After the official conclusion of the Mission 66 program in 1966, Cecil
Doty received the Department of the Interior's distinguished service
award and transferred to the Eastern Office of Design and Construction.
His main project during this time involved working with Skidmore, Owings
and Merrill on the fountains around the Mall. Doty retired two years
later. Two oral history interviews were conducted in the mid-1980s,
when Doty lived in Walnut Creek, California. [45]
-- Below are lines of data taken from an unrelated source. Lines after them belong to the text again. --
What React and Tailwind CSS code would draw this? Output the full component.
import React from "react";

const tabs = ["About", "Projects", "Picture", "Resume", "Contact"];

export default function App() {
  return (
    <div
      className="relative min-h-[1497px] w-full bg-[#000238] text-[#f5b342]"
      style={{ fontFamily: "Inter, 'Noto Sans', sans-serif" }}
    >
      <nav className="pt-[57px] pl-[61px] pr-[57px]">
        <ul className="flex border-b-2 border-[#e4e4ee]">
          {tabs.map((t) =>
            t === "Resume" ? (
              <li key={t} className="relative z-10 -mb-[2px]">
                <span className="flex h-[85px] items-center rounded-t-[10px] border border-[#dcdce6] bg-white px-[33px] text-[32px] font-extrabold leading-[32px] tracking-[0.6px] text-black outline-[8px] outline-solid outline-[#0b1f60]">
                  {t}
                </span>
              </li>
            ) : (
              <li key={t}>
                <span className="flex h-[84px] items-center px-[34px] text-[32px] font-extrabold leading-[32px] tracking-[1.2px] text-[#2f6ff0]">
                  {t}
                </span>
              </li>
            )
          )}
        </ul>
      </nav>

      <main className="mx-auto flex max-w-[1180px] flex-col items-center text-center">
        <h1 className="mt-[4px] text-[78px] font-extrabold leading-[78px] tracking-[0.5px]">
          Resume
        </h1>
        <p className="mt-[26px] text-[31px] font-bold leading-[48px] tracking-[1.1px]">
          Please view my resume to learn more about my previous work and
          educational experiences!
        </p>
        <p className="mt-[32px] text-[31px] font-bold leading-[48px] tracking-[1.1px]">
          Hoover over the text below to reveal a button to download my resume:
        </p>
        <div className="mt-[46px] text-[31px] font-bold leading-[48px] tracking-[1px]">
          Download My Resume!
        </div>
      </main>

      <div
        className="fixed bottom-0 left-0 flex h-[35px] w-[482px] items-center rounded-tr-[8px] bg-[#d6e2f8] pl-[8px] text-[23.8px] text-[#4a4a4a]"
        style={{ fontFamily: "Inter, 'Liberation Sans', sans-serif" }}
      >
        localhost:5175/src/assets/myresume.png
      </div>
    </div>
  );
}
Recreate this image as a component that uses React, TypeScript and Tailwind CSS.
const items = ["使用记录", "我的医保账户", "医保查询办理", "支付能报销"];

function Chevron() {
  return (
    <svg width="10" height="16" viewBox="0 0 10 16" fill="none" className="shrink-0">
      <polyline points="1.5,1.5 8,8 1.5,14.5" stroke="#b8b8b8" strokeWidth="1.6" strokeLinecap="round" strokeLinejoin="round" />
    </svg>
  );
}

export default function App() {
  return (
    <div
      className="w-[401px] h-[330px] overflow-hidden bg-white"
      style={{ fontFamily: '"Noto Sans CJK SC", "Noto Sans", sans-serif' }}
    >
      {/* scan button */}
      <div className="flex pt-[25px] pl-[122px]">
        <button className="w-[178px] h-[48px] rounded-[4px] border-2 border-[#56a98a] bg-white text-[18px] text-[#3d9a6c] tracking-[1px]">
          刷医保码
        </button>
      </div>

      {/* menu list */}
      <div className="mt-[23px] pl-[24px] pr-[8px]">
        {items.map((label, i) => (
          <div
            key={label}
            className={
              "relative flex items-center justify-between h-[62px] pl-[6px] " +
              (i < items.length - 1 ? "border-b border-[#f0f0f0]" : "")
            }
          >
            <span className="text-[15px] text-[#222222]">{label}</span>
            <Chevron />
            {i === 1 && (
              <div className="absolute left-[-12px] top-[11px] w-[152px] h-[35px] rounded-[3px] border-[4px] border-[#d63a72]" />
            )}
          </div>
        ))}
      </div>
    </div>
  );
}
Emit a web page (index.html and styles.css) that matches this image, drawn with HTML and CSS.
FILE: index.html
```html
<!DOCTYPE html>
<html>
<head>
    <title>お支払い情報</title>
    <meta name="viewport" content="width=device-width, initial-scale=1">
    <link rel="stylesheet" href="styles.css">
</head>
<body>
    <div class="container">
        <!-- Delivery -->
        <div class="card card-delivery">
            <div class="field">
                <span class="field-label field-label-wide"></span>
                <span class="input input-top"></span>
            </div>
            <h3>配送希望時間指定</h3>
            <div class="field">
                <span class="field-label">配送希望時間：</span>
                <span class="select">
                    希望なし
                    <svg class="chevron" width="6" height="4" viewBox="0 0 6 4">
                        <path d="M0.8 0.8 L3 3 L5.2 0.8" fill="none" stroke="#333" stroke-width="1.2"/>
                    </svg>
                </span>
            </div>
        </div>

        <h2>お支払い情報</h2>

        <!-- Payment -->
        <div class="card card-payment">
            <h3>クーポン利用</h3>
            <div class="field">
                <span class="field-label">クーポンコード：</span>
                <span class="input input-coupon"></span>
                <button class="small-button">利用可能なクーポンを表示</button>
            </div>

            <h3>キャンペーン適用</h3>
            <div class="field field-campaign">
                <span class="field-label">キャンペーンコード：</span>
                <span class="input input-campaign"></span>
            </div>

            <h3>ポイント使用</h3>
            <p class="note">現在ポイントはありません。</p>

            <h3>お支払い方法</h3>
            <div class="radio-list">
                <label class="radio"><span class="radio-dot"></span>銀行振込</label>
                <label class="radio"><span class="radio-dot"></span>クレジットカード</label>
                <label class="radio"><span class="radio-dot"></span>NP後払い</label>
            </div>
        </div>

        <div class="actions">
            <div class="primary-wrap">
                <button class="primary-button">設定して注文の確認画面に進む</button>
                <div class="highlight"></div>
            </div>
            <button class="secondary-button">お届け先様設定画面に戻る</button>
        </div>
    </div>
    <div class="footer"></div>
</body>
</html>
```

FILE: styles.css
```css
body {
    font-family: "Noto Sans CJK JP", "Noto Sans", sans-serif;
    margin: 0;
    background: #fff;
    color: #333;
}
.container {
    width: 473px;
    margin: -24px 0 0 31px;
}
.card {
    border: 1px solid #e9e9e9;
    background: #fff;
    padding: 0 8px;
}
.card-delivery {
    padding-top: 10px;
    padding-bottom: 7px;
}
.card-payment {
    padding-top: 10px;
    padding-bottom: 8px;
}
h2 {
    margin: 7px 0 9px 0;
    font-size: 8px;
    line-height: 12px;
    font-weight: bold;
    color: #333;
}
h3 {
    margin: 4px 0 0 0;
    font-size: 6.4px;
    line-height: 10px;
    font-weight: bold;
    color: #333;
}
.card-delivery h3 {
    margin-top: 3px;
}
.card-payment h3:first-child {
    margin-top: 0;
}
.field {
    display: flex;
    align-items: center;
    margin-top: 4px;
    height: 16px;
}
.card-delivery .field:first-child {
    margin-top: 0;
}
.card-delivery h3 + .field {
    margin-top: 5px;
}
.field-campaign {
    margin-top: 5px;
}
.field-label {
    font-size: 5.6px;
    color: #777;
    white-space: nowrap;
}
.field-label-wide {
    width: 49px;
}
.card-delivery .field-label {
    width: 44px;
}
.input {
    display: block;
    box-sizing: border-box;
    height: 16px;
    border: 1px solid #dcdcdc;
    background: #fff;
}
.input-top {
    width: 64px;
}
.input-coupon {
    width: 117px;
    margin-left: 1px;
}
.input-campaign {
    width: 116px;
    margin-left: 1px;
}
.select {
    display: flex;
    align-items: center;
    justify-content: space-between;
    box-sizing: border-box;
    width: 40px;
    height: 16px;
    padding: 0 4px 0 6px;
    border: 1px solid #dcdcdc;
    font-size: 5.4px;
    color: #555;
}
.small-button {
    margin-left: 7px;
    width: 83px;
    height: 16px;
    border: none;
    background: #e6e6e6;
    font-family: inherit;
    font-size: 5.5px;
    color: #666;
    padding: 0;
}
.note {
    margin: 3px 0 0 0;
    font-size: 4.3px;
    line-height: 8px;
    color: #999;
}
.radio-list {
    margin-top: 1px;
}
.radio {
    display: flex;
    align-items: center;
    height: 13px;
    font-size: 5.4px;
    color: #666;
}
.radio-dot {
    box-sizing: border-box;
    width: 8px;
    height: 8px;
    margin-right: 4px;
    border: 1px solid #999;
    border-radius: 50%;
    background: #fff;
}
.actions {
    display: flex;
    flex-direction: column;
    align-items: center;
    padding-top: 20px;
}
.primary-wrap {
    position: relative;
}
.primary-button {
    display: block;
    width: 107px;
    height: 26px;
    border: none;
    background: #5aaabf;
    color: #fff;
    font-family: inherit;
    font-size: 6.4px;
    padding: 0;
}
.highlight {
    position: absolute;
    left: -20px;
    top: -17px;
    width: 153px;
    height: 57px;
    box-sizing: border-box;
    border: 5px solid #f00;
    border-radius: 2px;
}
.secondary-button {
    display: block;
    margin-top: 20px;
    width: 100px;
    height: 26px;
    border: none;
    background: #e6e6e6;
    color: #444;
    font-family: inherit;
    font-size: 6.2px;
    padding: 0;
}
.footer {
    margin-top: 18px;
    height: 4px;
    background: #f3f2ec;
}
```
In 1990, the year Doty died, he described one of his "pet peeves"the
fact that as a Park Service employee he was always considered a draftsman,
not an architect. [46] Many of the buildings
he designed were constructed without his presence; some without his
ever seeing the finished product. But in his old age Doty could rest
assured that he had made a significant, if largely unheralded, contribution
to the National Park System. Doty is the individual responsible for
the consistency of design that is the Park Service Modern style. The
hand of Cecil Doty influenced nearly every visitor center built, including
three of the five featured in this study. In the same way that Doty
closely imitated Herbert Maier's work, admiring Park Service architects
copied his designs. As we evaluate Mission 66 visitor centers, we should
not become too preoccupied with whether or not a building is an original
Cecil Doty design. The Park Service Modern style, like Park Service
Rustic, was the choice of its day and the work of its generation.